デジタル化が進み、マイナンバーカードの普及が進む中で、住民基本台帳に記載されている住所と通称住所の「2つの住所」が混在していることが大きな課題となっている。
別府市にも、多くの「通称住所」と「大字住所」が存在する。住居表示は、町の境界を決めて、町を区切って建物に順序良く番号をつけることで住所を分かりやすくするもの。別府市では、昭和39年から住居表示整備事業を進めていて、昭和39年、40年、41年、57年、平成2年とこれまで5回にわたって住居表示を実施してきた。
大字住所は範囲が広く、番地だけでは分かりにくいことから、通称住所が使われてきた。しかし、マイナンバーカードでは住居表示が行われていない住所は「大字」で記載されるため、デジタル化が進むとマイナンバーカードの住所が市が発行する健康保険証や各種証明書などの公的な書類に記載されることになり、本人確認書類としての住所が不一致になって郵便物が届きにくくなるなど不便が生じることが懸念される。
町名は、これまで慣れ親しんだ通称住所を引き継ぎ、区画整理などは行わずにできるだけ現状を維持したまま必要最小限の調整で行う方針。4月から順次検討を始めることにしている。
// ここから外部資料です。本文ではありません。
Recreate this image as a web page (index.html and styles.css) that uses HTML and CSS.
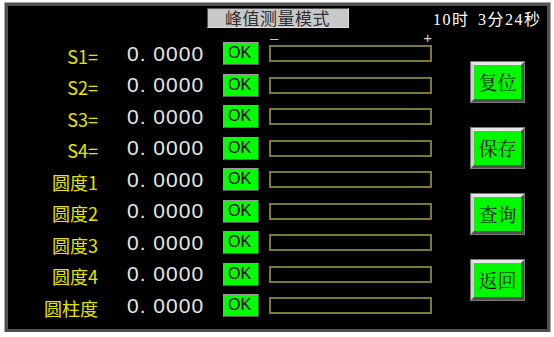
FILE: index.html
```html
<!DOCTYPE html>
<html lang="zh">
<head>
<meta charset="utf-8">
<title>峰值测量模式</title>
<link rel="stylesheet" href="styles.css">
</head>
<body>
<div class="panel">
  <div class="header">
    <div class="title">峰值测量模式</div>
    <div class="clock">10时 3分24秒</div>
  </div>
  <div class="body">
    <div class="rows">
      <div class="row"><span class="label">S1=</span><span class="value">0. 0000</span><span class="ok">OK</span><span class="barcell"><span class="scale"><span>–</span><span>+</span></span><span class="bar"></span></span></div>
      <div class="row"><span class="label">S2=</span><span class="value">0. 0000</span><span class="ok">OK</span><span class="barcell"><span class="bar"></span></span></div>
      <div class="row"><span class="label">S3=</span><span class="value">0. 0000</span><span class="ok">OK</span><span class="barcell"><span class="bar"></span></span></div>
      <div class="row"><span class="label">S4=</span><span class="value">0. 0000</span><span class="ok">OK</span><span class="barcell"><span class="bar"></span></span></div>
      <div class="row"><span class="label">圆度1</span><span class="value">0. 0000</span><span class="ok">OK</span><span class="barcell"><span class="bar"></span></span></div>
      <div class="row"><span class="label">圆度2</span><span class="value">0. 0000</span><span class="ok">OK</span><span class="barcell"><span class="bar"></span></span></div>
      <div class="row"><span class="label">圆度3</span><span class="value">0. 0000</span><span class="ok">OK</span><span class="barcell"><span class="bar"></span></span></div>
      <div class="row"><span class="label">圆度4</span><span class="value">0. 0000</span><span class="ok">OK</span><span class="barcell"><span class="bar"></span></span></div>
      <div class="row"><span class="label">圆柱度</span><span class="value">0. 0000</span><span class="ok">OK</span><span class="barcell"><span class="bar"></span></span></div>
    </div>
    <div class="side">
      <div class="btn">复位</div>
      <div class="btn">保存</div>
      <div class="btn">查询</div>
      <div class="btn">返回</div>
    </div>
  </div>
</div>
</body>
</html>
```

FILE: styles.css
```css
html, body {
  margin: 0;
  padding: 0;
  background: #ffffff;
}

.panel {
  margin: 3px 0 0 5px;
  width: 545px;
  height: 329px;
  box-sizing: border-box;
  background: #000000;
  border: 3px solid #505050;
  box-shadow: 0 0 0 1px #a8a8a8;
  display: flex;
  flex-direction: column;
}

.header {
  height: 31.75px;
  flex: none;
  position: relative;
  display: flex;
  justify-content: center;
  align-items: flex-start;
  padding-top: 2px;
  box-sizing: border-box;
}

.title {
  width: 142px;
  height: 20px;
  box-sizing: border-box;
  background: #c8c8c8;
  border: 1px solid #555555;
  border-right-color: #e0e0e0;
  border-bottom-color: #e0e0e0;
  color: #303030;
  font-family: "Noto Sans CJK SC", sans-serif;
  font-size: 17px;
  line-height: 18px;
  text-align: center;
  letter-spacing: 0.5px;
}

.clock {
  position: absolute;
  left: 425px;
  top: 3px;
  color: #ffffff;
  font-family: "Liberation Serif", "Noto Sans CJK SC", serif;
  font-size: 16px;
  word-spacing: 3px;
  letter-spacing: 1.5px;
  line-height: 22px;
  white-space: pre;
}

.body {
  flex: 1;
  display: flex;
}

.rows {
  width: 440px;
  flex: none;
  display: grid;
  grid-template-columns: 90px 125px 36px 173px;
  grid-auto-rows: 31.5px;
  align-content: start;
}

.row {
  display: contents;
}

.label {
  align-self: center;
  text-align: right;
  color: #e4e400;
  font-family: "Noto Sans CJK SC", sans-serif;
  font-size: 18px;
  line-height: 22px;
  position: relative;
  top: 2px;
  white-space: nowrap;
}

.value {
  align-self: center;
  padding-left: 29px;
  color: #e6e6e6;
  font-family: "Liberation Sans", sans-serif;
  font-size: 21px;
  letter-spacing: 1px;
  line-height: 22px;
  white-space: pre;
}

.ok {
  align-self: center;
  height: 23px;
  box-sizing: border-box;
  background: #00ff00;
  border: 1px solid #9a9a9a;
  border-right-color: #5a5a5a;
  border-bottom-color: #5a5a5a;
  color: #000000;
  font-family: "Liberation Sans Narrow", "Liberation Sans", sans-serif;
  font-size: 16px;
  line-height: 20px;
  padding-left: 4px;
}

.barcell {
  align-self: center;
  margin-left: 10px;
  width: 163px;
  position: relative;
  display: block;
  height: 17px;
}

.bar {
  display: block;
  width: 163px;
  height: 17px;
  box-sizing: border-box;
  border: 2px solid #7a783a;
}

.scale {
  position: absolute;
  left: 1px;
  right: 0;
  top: -13px;
  display: flex;
  justify-content: space-between;
  color: #d0d0d0;
  font-family: "Liberation Sans", sans-serif;
  font-size: 15px;
  line-height: 12px;
}

.side {
  flex: 1;
  display: flex;
  flex-direction: column;
  align-items: center;
  padding-top: 24px;
  gap: 26px;
}

.btn {
  width: 53px;
  height: 40px;
  box-sizing: border-box;
  background: #00f800;
  border: 3px solid;
  border-color: #e8e8e8 #505050 #505050 #d0d0d0;
  box-shadow: 0 0 0 1px #7a7a7a;
  color: #101010;
  font-family: "Noto Serif CJK SC", "Noto Sans CJK SC", serif;
  font-size: 19px;
  line-height: 34px;
  text-align: center;
}
```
対象地域では、町内ごとに意見を聞きながら進める。
住居表示が変更になると、住所が分かりやすくなる一方で、マイナンバーカードの住所変更、不動産の所有者の住所変更登記、会社等法人及び役員の住所変更登記、運転免許証の住所・本籍の変更、国民年金や厚生年金受給者の住所変更、銀行、生命保険などの届出先の金融機関での住所変更などが必要となっていくることが想定される。
手続きは煩雑に感じるかもしれないが、2つの住所に悩まされることはなくなるため、市では対象地域の住民への理解を求めている。対象地区やスケジュールなどは決定次第、ホームページなどで知らせることにしている。これまで、便宜上使ってきた通称住所が、正式な住所となることで、よりデジタル化の推進や利便性の向上が図られることが期待されている。